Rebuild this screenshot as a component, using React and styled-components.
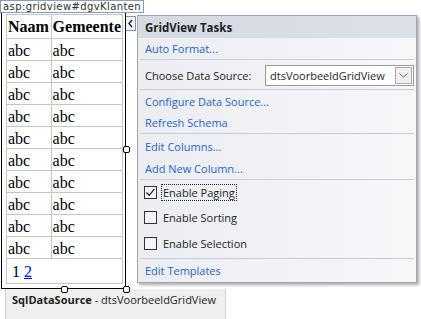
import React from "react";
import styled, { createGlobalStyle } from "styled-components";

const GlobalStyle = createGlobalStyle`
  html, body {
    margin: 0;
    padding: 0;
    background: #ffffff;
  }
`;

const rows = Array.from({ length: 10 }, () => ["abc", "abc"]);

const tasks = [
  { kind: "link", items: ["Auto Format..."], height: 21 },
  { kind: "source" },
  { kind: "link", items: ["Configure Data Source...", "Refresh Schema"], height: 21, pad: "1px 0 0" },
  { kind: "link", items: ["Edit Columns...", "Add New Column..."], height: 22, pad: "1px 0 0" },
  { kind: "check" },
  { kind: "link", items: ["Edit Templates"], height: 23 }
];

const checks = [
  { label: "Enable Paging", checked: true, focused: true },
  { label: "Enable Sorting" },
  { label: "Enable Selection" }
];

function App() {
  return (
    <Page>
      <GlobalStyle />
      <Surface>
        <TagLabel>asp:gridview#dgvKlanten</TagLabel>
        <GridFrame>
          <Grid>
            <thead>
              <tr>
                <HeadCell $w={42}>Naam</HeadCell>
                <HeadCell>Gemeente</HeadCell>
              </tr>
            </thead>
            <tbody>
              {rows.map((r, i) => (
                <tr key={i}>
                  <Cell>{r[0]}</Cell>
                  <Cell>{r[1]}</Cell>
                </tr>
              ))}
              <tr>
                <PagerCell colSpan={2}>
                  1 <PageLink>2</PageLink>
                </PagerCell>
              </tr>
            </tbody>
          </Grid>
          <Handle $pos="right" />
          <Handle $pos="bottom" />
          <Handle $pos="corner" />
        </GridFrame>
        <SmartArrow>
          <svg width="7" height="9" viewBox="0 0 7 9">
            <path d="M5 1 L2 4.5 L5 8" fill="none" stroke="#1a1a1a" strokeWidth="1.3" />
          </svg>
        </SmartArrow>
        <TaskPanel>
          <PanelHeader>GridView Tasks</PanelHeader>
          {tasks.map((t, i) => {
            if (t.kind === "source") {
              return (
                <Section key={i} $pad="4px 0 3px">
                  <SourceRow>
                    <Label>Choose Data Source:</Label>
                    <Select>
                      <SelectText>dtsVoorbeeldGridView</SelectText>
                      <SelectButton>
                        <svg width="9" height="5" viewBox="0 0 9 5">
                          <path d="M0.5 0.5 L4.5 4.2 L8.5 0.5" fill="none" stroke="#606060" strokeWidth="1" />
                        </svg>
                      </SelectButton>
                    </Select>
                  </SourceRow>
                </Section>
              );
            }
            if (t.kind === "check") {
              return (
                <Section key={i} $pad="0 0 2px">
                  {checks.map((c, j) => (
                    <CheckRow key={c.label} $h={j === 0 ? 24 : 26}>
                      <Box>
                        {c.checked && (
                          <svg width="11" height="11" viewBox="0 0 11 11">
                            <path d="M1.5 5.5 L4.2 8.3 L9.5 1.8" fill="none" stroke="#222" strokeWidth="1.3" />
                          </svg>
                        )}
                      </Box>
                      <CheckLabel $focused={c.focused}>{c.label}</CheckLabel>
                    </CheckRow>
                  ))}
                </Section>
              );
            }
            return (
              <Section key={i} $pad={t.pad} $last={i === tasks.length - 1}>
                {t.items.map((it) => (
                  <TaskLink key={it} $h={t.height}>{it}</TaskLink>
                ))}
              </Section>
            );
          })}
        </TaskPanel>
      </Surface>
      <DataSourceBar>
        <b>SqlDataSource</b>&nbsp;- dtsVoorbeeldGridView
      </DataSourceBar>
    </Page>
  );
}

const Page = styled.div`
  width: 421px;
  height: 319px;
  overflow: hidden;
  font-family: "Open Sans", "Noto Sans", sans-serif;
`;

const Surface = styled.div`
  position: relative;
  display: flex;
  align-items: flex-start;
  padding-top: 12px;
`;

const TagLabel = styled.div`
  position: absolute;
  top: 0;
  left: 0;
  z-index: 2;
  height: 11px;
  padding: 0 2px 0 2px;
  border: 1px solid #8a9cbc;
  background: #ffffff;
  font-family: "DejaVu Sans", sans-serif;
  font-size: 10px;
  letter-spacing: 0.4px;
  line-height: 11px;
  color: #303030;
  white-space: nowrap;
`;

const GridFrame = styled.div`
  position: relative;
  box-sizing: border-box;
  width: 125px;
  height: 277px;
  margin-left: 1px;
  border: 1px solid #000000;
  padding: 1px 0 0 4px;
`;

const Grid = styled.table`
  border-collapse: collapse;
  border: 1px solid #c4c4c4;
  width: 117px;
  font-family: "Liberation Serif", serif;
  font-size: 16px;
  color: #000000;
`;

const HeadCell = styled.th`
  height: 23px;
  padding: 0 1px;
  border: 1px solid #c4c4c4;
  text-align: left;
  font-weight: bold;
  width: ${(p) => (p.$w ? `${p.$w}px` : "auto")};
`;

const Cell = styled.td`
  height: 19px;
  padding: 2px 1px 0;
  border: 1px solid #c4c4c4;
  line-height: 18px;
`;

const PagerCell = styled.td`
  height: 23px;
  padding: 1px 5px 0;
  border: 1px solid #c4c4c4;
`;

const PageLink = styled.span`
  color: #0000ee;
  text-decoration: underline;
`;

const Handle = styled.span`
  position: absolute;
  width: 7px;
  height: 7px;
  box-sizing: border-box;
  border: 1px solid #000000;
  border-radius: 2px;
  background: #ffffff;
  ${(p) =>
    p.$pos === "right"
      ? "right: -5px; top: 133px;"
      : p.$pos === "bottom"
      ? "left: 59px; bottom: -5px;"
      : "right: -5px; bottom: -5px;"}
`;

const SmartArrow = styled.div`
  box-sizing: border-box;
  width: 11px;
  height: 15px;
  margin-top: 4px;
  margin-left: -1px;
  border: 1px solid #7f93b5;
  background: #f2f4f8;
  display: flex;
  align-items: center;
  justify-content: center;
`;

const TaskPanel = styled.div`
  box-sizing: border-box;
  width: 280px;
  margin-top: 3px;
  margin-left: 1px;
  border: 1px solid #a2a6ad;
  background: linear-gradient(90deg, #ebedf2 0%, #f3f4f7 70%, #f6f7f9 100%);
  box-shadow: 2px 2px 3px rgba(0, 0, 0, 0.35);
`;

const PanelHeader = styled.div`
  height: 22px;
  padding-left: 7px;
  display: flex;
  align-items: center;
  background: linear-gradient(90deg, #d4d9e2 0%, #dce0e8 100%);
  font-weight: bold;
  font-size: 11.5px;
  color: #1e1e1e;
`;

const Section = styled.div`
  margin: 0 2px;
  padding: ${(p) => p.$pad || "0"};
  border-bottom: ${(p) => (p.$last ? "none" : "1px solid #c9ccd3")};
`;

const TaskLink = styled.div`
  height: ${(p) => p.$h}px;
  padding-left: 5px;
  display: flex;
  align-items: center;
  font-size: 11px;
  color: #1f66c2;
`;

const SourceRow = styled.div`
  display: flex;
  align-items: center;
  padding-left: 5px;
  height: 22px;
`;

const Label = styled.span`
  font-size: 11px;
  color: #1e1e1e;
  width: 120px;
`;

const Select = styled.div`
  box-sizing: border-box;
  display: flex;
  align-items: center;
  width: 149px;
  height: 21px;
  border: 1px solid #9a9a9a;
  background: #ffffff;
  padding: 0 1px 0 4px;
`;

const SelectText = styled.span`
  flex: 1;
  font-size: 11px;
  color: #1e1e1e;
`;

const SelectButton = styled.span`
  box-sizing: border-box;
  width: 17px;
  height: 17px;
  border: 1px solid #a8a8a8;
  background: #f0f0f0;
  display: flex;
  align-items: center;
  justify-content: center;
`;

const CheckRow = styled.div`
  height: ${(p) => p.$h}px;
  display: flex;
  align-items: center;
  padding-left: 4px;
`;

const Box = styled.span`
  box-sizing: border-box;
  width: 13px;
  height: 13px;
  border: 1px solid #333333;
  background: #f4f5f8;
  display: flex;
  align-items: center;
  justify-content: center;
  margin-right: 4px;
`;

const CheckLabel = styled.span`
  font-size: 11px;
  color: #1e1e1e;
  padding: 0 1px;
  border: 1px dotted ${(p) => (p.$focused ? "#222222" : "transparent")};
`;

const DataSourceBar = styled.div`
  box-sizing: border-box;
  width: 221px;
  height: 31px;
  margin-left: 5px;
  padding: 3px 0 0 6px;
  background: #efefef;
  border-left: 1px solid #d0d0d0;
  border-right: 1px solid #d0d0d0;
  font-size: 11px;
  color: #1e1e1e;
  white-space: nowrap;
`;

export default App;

EXERCISE AIM -
Return nothing except the number of lines that include the string "React".

EXERCISE ANSWER -
2